Heist didn't reply, but Jessie did, by thrusting up to like my face, making me aware of the tears I'd uncorked. Heist only closed his eyes and stretched back, making a physical sigh without accompanying sounds."


It gets progressively weirder when we meet some desert 'tribes' living off the land who are named after rabbits and bears (sadly, we don't mean the hairy gay kind). At this point, it's clear we aren't dealing with a detective mystery at all but Sophisticated Literary Fiction With Deep Allegorical Meaning about politics and gender divides and whatever else that I can't be bothered to understand in my tiny lady-brain.

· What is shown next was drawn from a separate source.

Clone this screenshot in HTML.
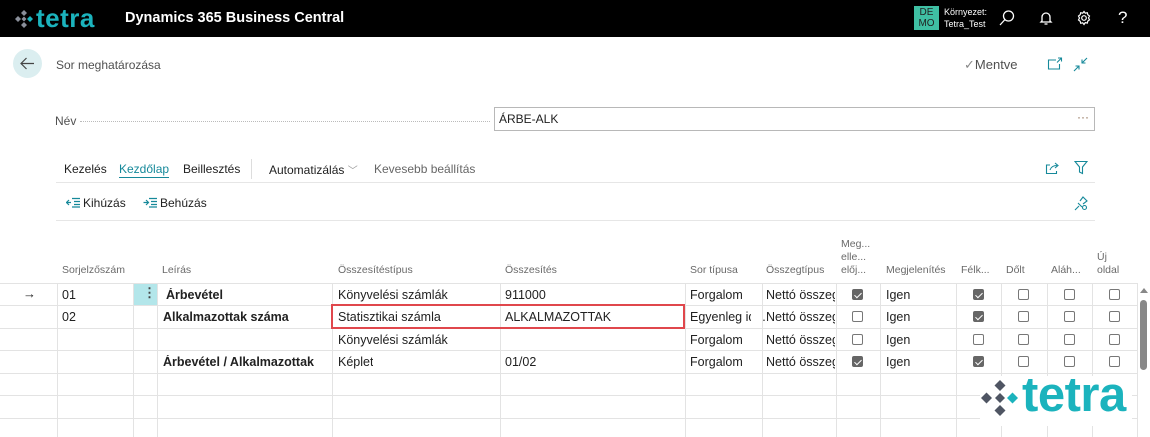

I loved Motherless Brooklyn. This? This bears no similarity in characterization, plot, setting, narrative, or subtlety. I suppose a disconnected sex/relationship scene is the same. But otherwise, no relationship. It's littered with political references (I really don't need anti-Trump references in my escapist fiction) that will make this feel dated by 2025, and cultural references that might not survive much longer (such as Phoebe's own weak bear joke). Recommend a hard pass.